Robert Polito‘s books include the poetry collections Hollywood & God and Doubles, as well as A Reader’s Guide to James Merrill’s The Changing Light at Sandover and the Library of America editions of Kenneth Fearing, Manny Farber, and David Goodis. He received the National Book Critics Circle Award for Savage Art: A Biography of Jim Thompson. He founded the graduate program in creative writing at the New School, and is President of the Poetry Foundation.
Role: Chair
Alan Taylor
Alan Taylor has published seven books, including William Cooper’s Town: Power and Persuasion on the Frontier of the Early Republic, which won the Pulitzer Prize for American history and the Bancroft and Beveridge prizes; The Divided Ground: Indians, Settlers, and the Northern Borderland of the American Revolution; The Civil War of 1812: American Citizens, British Subjects, Irish Rebels, & Indian Allies; and The Internal Enemy: Slavery and War in Virginia, which was a finalist for the National Book Award in 2013.
Geraldine Brooks
Geraldine Brooks won the 2006 Pulitzer Prize for Fiction for her novel, March. A former foreign correspondent, she has reported from more than fifteen countries and wrote two works of nonfiction before turning to novels, which include Year of Wonders, People of the Book, and Caleb’s Crossing.
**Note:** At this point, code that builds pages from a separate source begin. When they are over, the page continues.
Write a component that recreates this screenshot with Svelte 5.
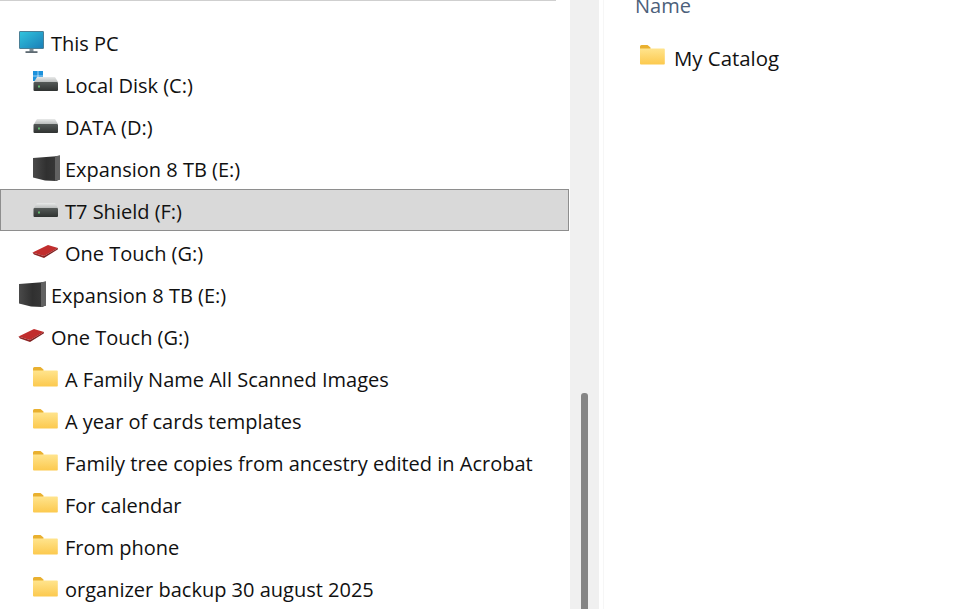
<script>
  const drives = [
    { label: 'This PC', icon: 'pc', indent: 0 },
    { label: 'Local Disk (C:)', icon: 'sys', indent: 1 },
    { label: 'DATA (D:)', icon: 'disk', indent: 1 },
    { label: 'Expansion 8 TB (E:)', icon: 'exp', indent: 1 },
    { label: 'T7 Shield (F:)', icon: 'disk', indent: 1, selected: true },
    { label: 'One Touch (G:)', icon: 'touch', indent: 1 },
    { label: 'Expansion 8 TB (E:)', icon: 'exp', indent: 0 },
    { label: 'One Touch (G:)', icon: 'touch', indent: 0 },
    { label: 'A Family Name All Scanned Images', icon: 'folder', indent: 1 },
    { label: 'A year of cards templates', icon: 'folder', indent: 1 },
    { label: 'Family tree copies from ancestry edited in Acrobat', icon: 'folder', indent: 1 },
    { label: 'For calendar', icon: 'folder', indent: 1 },
    { label: 'From phone', icon: 'folder', indent: 1 },
    { label: 'organizer backup 30 august 2025', icon: 'folder', indent: 1 }
  ];
</script>

{#snippet icon(kind)}
  <svg class="icon" viewBox="0 0 28 28" width="28" height="28" aria-hidden="true">
    {#if kind === 'folder'}
      <path d="M1 7.5a1.5 1.5 0 0 1 1.5-1.5h6l3 2.6v2.9H1z" fill="#e9b02f" />
      <path d="M1 9.5h24a.8.8 0 0 1 .8.8v14.4a.8.8 0 0 1-.8.8H2a1 1 0 0 1-1-1z" fill="url(#fold)" />
    {:else if kind === 'pc'}
      <rect x="1" y="6" width="25" height="18" rx="1.2" fill="#4b7f95" />
      <rect x="2" y="7" width="23" height="16" fill="url(#screen)" />
      <rect x="11.5" y="24" width="4" height="3" fill="#7d8b93" />
      <rect x="7.5" y="26.2" width="12" height="1.8" fill="#5e6a72" />
    {:else if kind === 'exp'}
      <path d="M1 7 24 5.2 28 4.5V28.5L24 30 13 29.5 1 26.5z" fill="url(#expf)" />
      <path d="M23 5.3 28 4.5V28.5L23 30z" fill="#626262" />
    {:else if kind === 'touch'}
      <path d="M0.5 17.5 16 10l10 3-14 8z" fill="#c12d2d" />
      <path d="M0.5 17.5 12 21v2L2 19.5z" fill="#8f2525" />
      <path d="M12 21l14-8v1.2L12 23z" fill="#7f1f1f" />
    {:else}
      {#if kind === 'sys'}
        <g fill="#1d92dc">
          <rect x="1" y="4" width="4.7" height="4.7" />
          <rect x="6.3" y="4" width="4.7" height="4.7" />
          <rect x="1" y="9.3" width="4.7" height="4.7" />
          <rect x="6.3" y="9.3" width="4.7" height="4.7" />
        </g>
      {/if}
      <path d="M2 15 5 10h18l3 5z" fill="url(#disktop)" />
      <rect x="1.5" y="15" width="24.5" height="9" rx="1" fill="url(#diskbody)" />
      <rect x="6" y="18.5" width="2" height="2" fill="#63b96f" />
    {/if}
  </svg>
{/snippet}

<svg class="defs" width="0" height="0" aria-hidden="true">
  <defs>
    <linearGradient id="fold" x1="0" y1="0" x2="0" y2="1">
      <stop offset="0" stop-color="#ffe48d" />
      <stop offset="1" stop-color="#fcc94e" />
    </linearGradient>
    <linearGradient id="screen" x1="0" y1="0" x2="1" y2="1">
      <stop offset="0" stop-color="#2fc3dd" />
      <stop offset="1" stop-color="#1b7fb8" />
    </linearGradient>
    <linearGradient id="expf" x1="0" y1="0" x2="1" y2="0">
      <stop offset="0" stop-color="#4a4a4a" />
      <stop offset="0.5" stop-color="#303030" />
      <stop offset="1" stop-color="#3a3a3a" />
    </linearGradient>
    <linearGradient id="disktop" x1="0" y1="0" x2="0" y2="1">
      <stop offset="0" stop-color="#e9eaea" />
      <stop offset="1" stop-color="#b9bcbb" />
    </linearGradient>
    <linearGradient id="diskbody" x1="0" y1="0" x2="0" y2="1">
      <stop offset="0" stop-color="#555a58" />
      <stop offset="1" stop-color="#2f3231" />
    </linearGradient>
  </defs>
</svg>

<div class="window">
  <nav class="nav">
    <div class="topline"></div>
    <ul class="tree">
      {#each drives as d}
        <li class="row" class:sub={d.indent === 1} class:selected={d.selected}>
          {@render icon(d.icon)}
          <span class="label">{d.label}</span>
        </li>
      {/each}
    </ul>
  </nav>
  <div class="scrolltrack"><div class="thumb"></div></div>
  <main class="main">
    <div class="colhead">Name</div>
    <div class="file">
      {@render icon('folder')}
      <span class="catalog">My Catalog</span>
    </div>
  </main>
</div>

<style>
  :global(body) {
    margin: 0;
    background: #fff;
  }
  .defs {
    position: absolute;
  }
  .window {
    display: flex;
    width: 960px;
    height: 609px;
    overflow: hidden;
    font-family: "Open Sans", "Noto Sans", sans-serif;
    font-size: 20px;
    color: #111;
    background: #fff;
  }
  .nav {
    width: 570px;
    flex: none;
  }
  .topline {
    width: 556px;
    height: 1px;
    background: #cfcfcf;
    margin-bottom: 20px;
  }
  .tree {
    list-style: none;
    margin: 0;
    padding: 0;
  }
  .row {
    box-sizing: border-box;
    display: flex;
    align-items: center;
    gap: 5px;
    width: 569px;
    height: 42px;
    padding-left: 18px;
    white-space: nowrap;
  }
  .label {
    padding-top: 2px;
  }
  .row.sub {
    padding-left: 32px;
  }
  .row.selected {
    background: #d9d9d9;
    border: 1px solid #8e8e8e;
    padding-left: 31px;
  }
  .icon {
    flex: none;
    margin-top: -6px;
    overflow: visible;
  }
  .scrolltrack {
    width: 29px;
    flex: none;
    background: #f0f0f0;
    padding: 393px 0 0 11px;
    box-sizing: border-box;
  }
  .thumb {
    width: 7px;
    height: 216px;
    background: #858585;
    border-radius: 3px 3px 0 0;
  }
  .main {
    flex: 1;
    margin-left: 4px;
    border-left: 1px solid #f6f6f6;
    padding-left: 31px;
  }
  .colhead {
    color: #4c607a;
    margin-top: -7px;
    line-height: 26px;
  }
  .file {
    display: flex;
    align-items: center;
    gap: 7px;
    margin-top: 18px;
    padding-left: 4px;
    height: 42px;
    white-space: nowrap;
  }
  .file .icon {
    margin-top: -11px;
  }
  .catalog {
    font-size: 20.4px;
  }
</style>
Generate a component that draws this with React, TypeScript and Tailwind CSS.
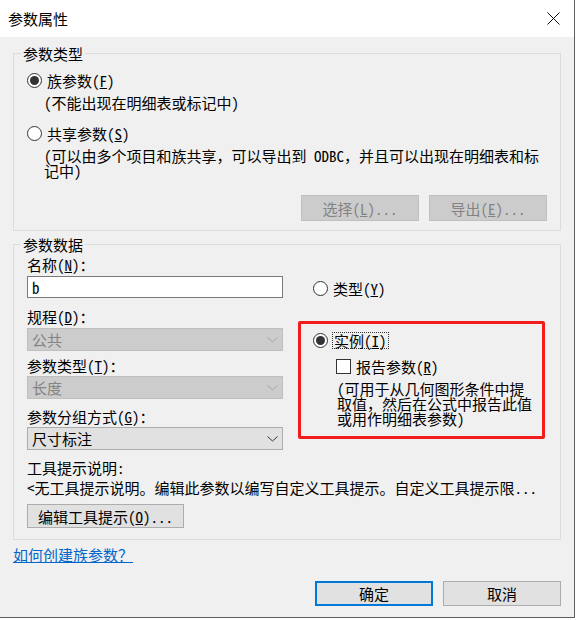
const font = "font-['Noto_Sans_Mono_CJK_SC','Noto_Sans_CJK_SC',sans-serif]"

function Radio({ checked }: { checked?: boolean }) {
  return (
    <span className="flex h-[15px] w-[15px] shrink-0 items-center justify-center rounded-full border border-[#333333] bg-white">
      {checked && <span className="h-[9px] w-[9px] rounded-full bg-[#333333]" />}
    </span>
  )
}

function Chevron({ disabled }: { disabled?: boolean }) {
  return (
    <svg width="11" height="6" viewBox="0 0 11 6" className="mr-[4px]">
      <path d="M0.5 0.5 L5.5 5 L10.5 0.5" fill="none" stroke={disabled ? '#a6a6a6' : '#333333'} strokeWidth="1" />
    </svg>
  )
}

function Select({ value, disabled }: { value: string; disabled?: boolean }) {
  return (
    <div
      className={
        disabled
          ? 'flex h-[23px] items-center justify-between border border-[#bfbfbf] bg-[#cccccc] pl-[4px] leading-[15px] text-[#838383]'
          : 'flex h-[23px] items-center justify-between border border-[#adadad] bg-[#e1e1e1] pl-[4px] leading-[15px] text-black'
      }
    >
      <span>{value}</span>
      <Chevron disabled={disabled} />
    </div>
  )
}

export default function App() {
  return (
    <div className={`w-[575px] border-r border-b border-[#5f5f5f] bg-[#f0f0f0] text-[15px] text-black ${font}`}>
      {/* title bar */}
      <div className="flex h-[37px] items-center justify-between bg-white pl-[8px] pr-[14px]">
        <span className="font-['Noto_Sans_CJK_SC',sans-serif] leading-[15px]">参数属性</span>
        <svg width="13" height="13" viewBox="0 0 13 13">
          <path d="M0.5 0.5 L12.5 12.5 M12.5 0.5 L0.5 12.5" stroke="#111111" strokeWidth="1" />
        </svg>
      </div>

      <div className="px-[13px] pb-[11px]">
        {/* 参数类型 */}
        <fieldset className="mt-[9px] border border-[#dcdcdc] px-[13px] pb-[9px]">
          <legend className="ml-[-6px] px-[2px] leading-[15px]">参数类型</legend>
          <div className="mt-[12px] flex items-center gap-[5px] leading-[15px]">
            <Radio checked />
            <span>
              族参数(<u>F</u>)
            </span>
          </div>
          <div className="mt-[7px] pl-[17px] leading-[15px]">(不能出现在明细表或标记中)</div>
          <div className="mt-[16px] flex items-center gap-[5px] leading-[15px]">
            <Radio />
            <span>
              共享参数(<u>S</u>)
            </span>
          </div>
          <div className="mt-[7px] pl-[17px] leading-[15px]">
            (可以由多个项目和族共享，可以导出到 ODBC，并且可以出现在明细表和标
            <br />
            记中)
          </div>
          <div className="mt-[17px] flex justify-end gap-[10px]">
            <div className="flex h-[26px] w-[118px] items-center justify-center border border-[#bfbfbf] bg-[#cccccc] leading-[15px] text-[#838383]">
              选择(<u>L</u>)...
            </div>
            <div className="flex h-[26px] w-[118px] items-center justify-center border border-[#bfbfbf] bg-[#cccccc] leading-[15px] text-[#838383]">
              导出(<u>E</u>)...
            </div>
          </div>
        </fieldset>

        {/* 参数数据 */}
        <fieldset className="mt-[6px] border border-[#dcdcdc] px-[13px] pb-[11px]">
          <legend className="ml-[-6px] px-[2px] leading-[15px]">参数数据</legend>
          <div className="grid grid-cols-[256px_247px] gap-x-[15px]">
            <div className="flex flex-col">
              <div className="mt-[5px] leading-[15px]">
                名称(<u>N</u>)：
              </div>
              <div className="mt-[4px] flex h-[22px] items-center border border-[#7a7a7a] bg-white pl-[4px] leading-[15px]">
                b
              </div>
              <div className="mt-[11px] leading-[15px]">
                规程(<u>D</u>)：
              </div>
              <div className="mt-[4px]">
                <Select value="公共" disabled />
              </div>
              <div className="mt-[7px] leading-[15px]">
                参数类型(<u>T</u>)：
              </div>
              <div className="mt-[3px]">
                <Select value="长度" disabled />
              </div>
              <div className="mt-[10px] leading-[15px]">
                参数分组方式(<u>G</u>)：
              </div>
              <div className="mt-[3px]">
                <Select value="尺寸标注" />
              </div>
            </div>

            <div className="flex flex-col">
              <div className="mt-[29px] flex items-center gap-[5px] pl-[15px] leading-[15px]">
                <Radio />
                <span>
                  类型(<u>Y</u>)
                </span>
              </div>
              <div className="mt-[25px] rounded-[2px] border-[3px] border-[#f21c1c] pb-[10px] pl-[12px] pt-[8px]">
                <div className="flex items-center gap-[4px] leading-[15px]">
                  <Radio checked />
                  <span className="border border-dotted border-[#333333] px-[1px]">
                    实例(<u>I</u>)
                  </span>
                </div>
                <div className="mt-[10px] flex items-center gap-[5px] pl-[23px] leading-[15px]">
                  <span className="h-[15px] w-[15px] shrink-0 border border-[#333333] bg-white" />
                  <span>
                    报告参数(<u>R</u>)
                  </span>
                </div>
                <div className="mt-[7px] pl-[24px] leading-[15px]">
                  (可用于从几何图形条件中提
                  <br />
                  取值，然后在公式中报告此值
                  <br />
                  或用作明细表参数)
                </div>
              </div>
            </div>
          </div>
          <div className="mt-[10px] leading-[15px]">工具提示说明:</div>
          <div className="mt-[5px] leading-[15px]">
            &lt;无工具提示说明。编辑此参数以编写自定义工具提示。自定义工具提示限...
          </div>
          <div className="mt-[9px] flex h-[24px] w-[157px] items-center justify-center border border-[#adadad] bg-[#e1e1e1] leading-[15px]">
            编辑工具提示(<u>O</u>)...
          </div>
        </fieldset>

        <div className="mt-[7px] leading-[15px]">
          <span className="text-[#0066cc] underline">如何创建族参数？</span>
        </div>

        <div className="mt-[19px] flex justify-end gap-[10px]">
          <div className="flex h-[25px] w-[118px] items-center justify-center border-2 border-[#0078d7] bg-[#e1e1e1] leading-[15px]">
            确定
          </div>
          <div className="flex h-[25px] w-[118px] items-center justify-center border border-[#adadad] bg-[#e1e1e1] leading-[15px]">
            取消
          </div>
        </div>
      </div>
    </div>
  )
}
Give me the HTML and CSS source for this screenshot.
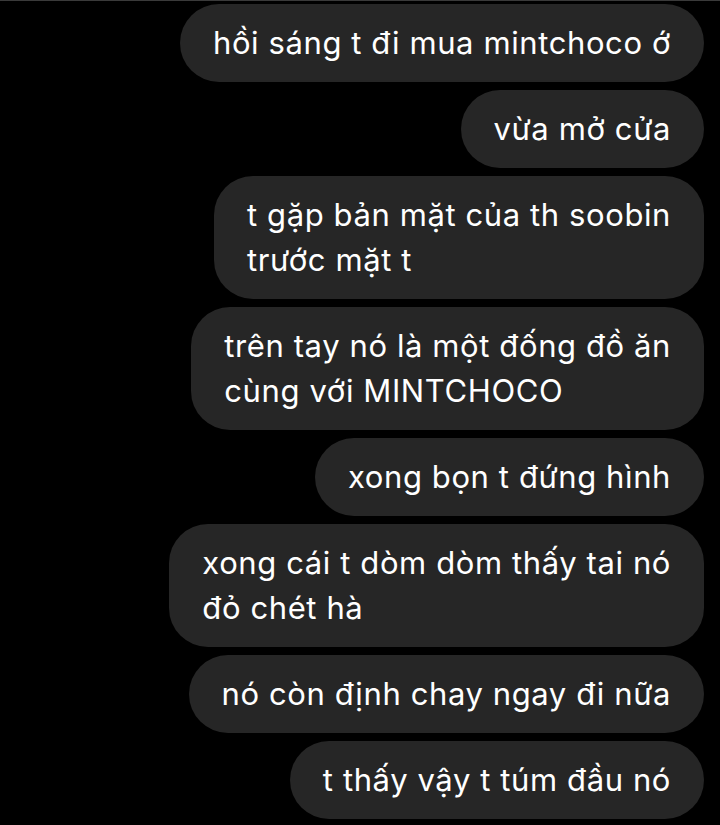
FILE: index.html
```html
<!DOCTYPE html>
<html lang="vi">
<head>
<meta charset="utf-8">
<link rel="stylesheet" href="styles.css">
</head>
<body>
<div class="thread">
  <div class="bubble">hồi sáng t đi mua mintchoco ớ</div>
  <div class="bubble">vừa mở cửa</div>
  <div class="bubble">t gặp bản mặt của th soobin<br>trước mặt t</div>
  <div class="bubble">trên tay nó là một đống đồ ăn<br>cùng với MINTCHOCO</div>
  <div class="bubble">xong bọn t đứng hình</div>
  <div class="bubble">xong cái t dòm dòm thấy tai nó<br>đỏ chét hà</div>
  <div class="bubble">nó còn định chay ngay đi nữa</div>
  <div class="bubble">t thấy vậy t túm đầu nó</div>
</div>
</body>
</html>
```

FILE: styles.css
```css
html, body {
  margin: 0;
  padding: 0;
  background: #000;
}
body {
  border-top: 1px solid #3a3a3a;
  font-family: Inter, "Noto Sans", sans-serif;
}
.thread {
  display: flex;
  flex-direction: column;
  align-items: flex-end;
  gap: 8px;
  padding: 3px 16px 0 0;
}
.bubble {
  background: #262626;
  color: #fff;
  font-size: 31px;
  letter-spacing: 0.6px;
  line-height: 45px;
  padding: 16px 33px 17px;
  border-radius: 39px;
  white-space: nowrap;
}
```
Born and raised in Sydney, she now lives on Martha’s Vineyard
Jacqueline Woodson
Jacqueline Woodson is the 2014 National Book Award Winner for Young People’s Literature for her New York Times bestselling memoir Brown Girl Dreaming, which was also a recipient of the Coretta Scott King Award, a Newbery Honor Award, the NAACP Image Award, and the Sibert Honor Award. The Poetry Foundation recently named Woodson the Young People’s Poet Laureate. She is the author of more than two dozen award-winning books for young adults, middle graders, and children; among her many accolades, she is a four-time Newbery Honor winner, a three-time National Book Award Finalist, and a two-time Coretta Scott King Award winner. She lives with her family in Brooklyn, New York.